Muhammara
Muhammara is a vibrant and flavorful Turkish dip made from roasted red peppers and walnuts, perfect for a hearty vegan breakfast. Its rich texture and smoky taste make it a delightful spread for bread or a dip for fresh vegetables.

20 minutes
Difficulty: Easy
Turkish
320 kcal
Ingredients
- Roasted red bell peppers - 200 grams
- Walnuts - 100 grams
- Bread crumbs - 50 grams
- Garlic - 1 clove
- Olive oil - 2 tablespoons
- Pomegranate molasses - 1 tablespoon
- Cumin - 1 teaspoon
- Salt - 1/2 teaspoon
- Lemon juice - 1 tablespoon
- Fresh parsley - for garnish
Steps
- Preheat your oven to 200°C (400°F).
- Place the walnuts on a baking sheet and toast in the oven for about 8-10 minutes until golden brown, stirring halfway through.
- While the walnuts are toasting, roast the red bell peppers over an open flame or under a broiler until charred on all sides. Place them in a bowl and cover with plastic wrap to steam for 10 minutes.
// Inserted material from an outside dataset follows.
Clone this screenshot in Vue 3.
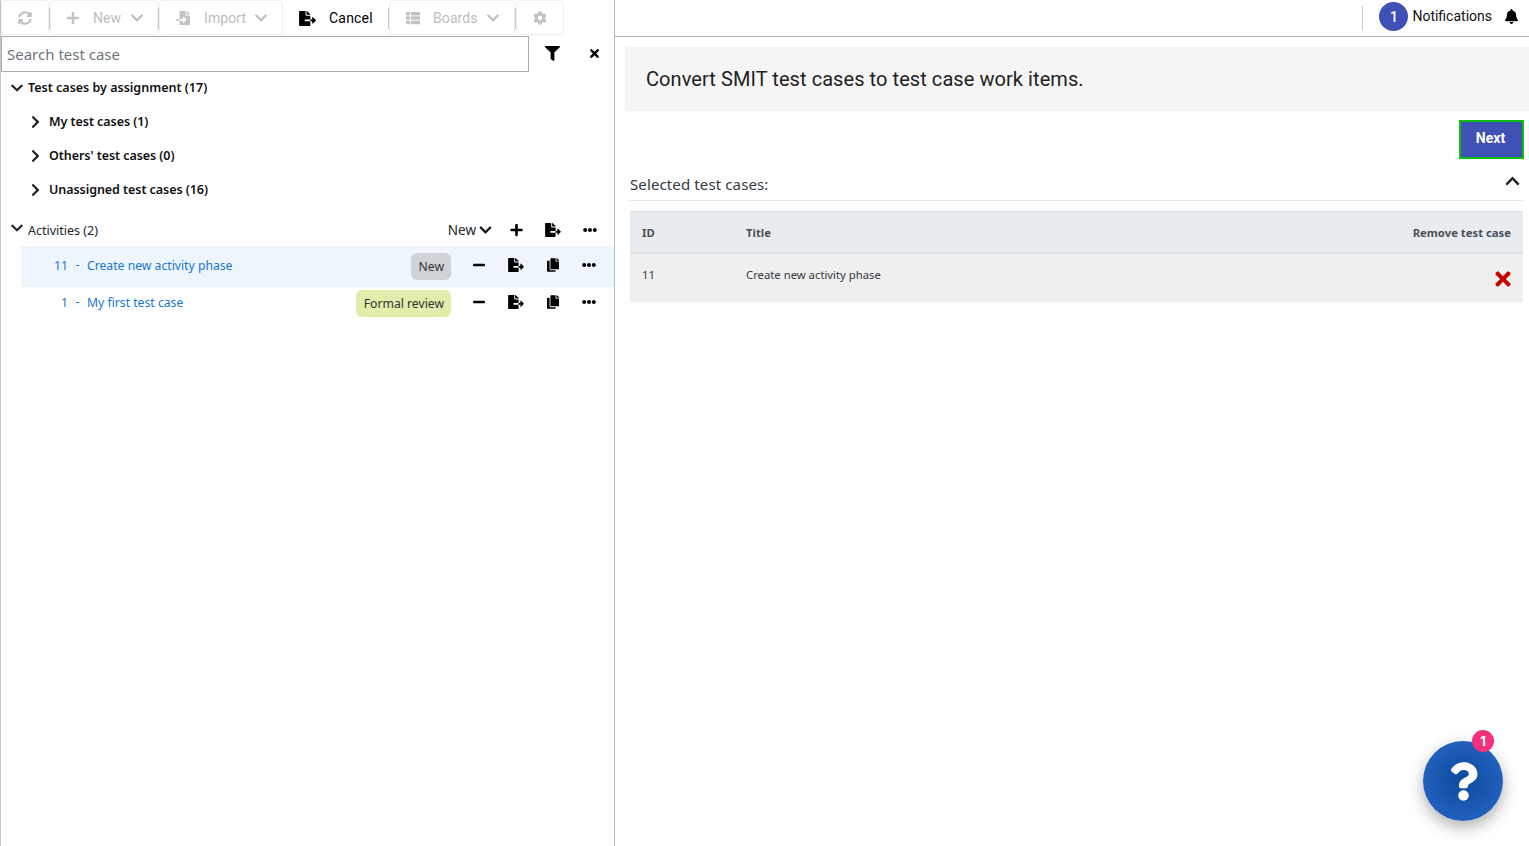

- Once cooled, peel the skins off the peppers and remove the seeds.
- In a food processor, combine the roasted red peppers, toasted walnuts, bread crumbs, garlic, olive oil, pomegranate molasses, cumin, salt, and lemon juice. Blend until smooth and creamy.
- Taste and adjust seasoning if necessary. If the mixture is too thick, add a little water to achieve desired consistency.
- Transfer the Muhammara to a serving dish and garnish with fresh parsley. Serve with pita bread, fresh vegetables, or as part of a larger breakfast spread.
Nutrition
- Calories: 320
- Protein: 8 g
- Carbs: 15 g
- Fiber: 4 g
- Sugar: 2 g
- Sodium: 150 mg
- Cholesterol: 0 mg
- Total Fat: 28 g
- Saturated Fat: 3 g
- Unsaturated Fat: 25 g
- Water: 0.05 L
Health Benefits
- Rich in healthy fats from walnuts, promoting heart health.
- High in antioxidants from red peppers, supporting immune function.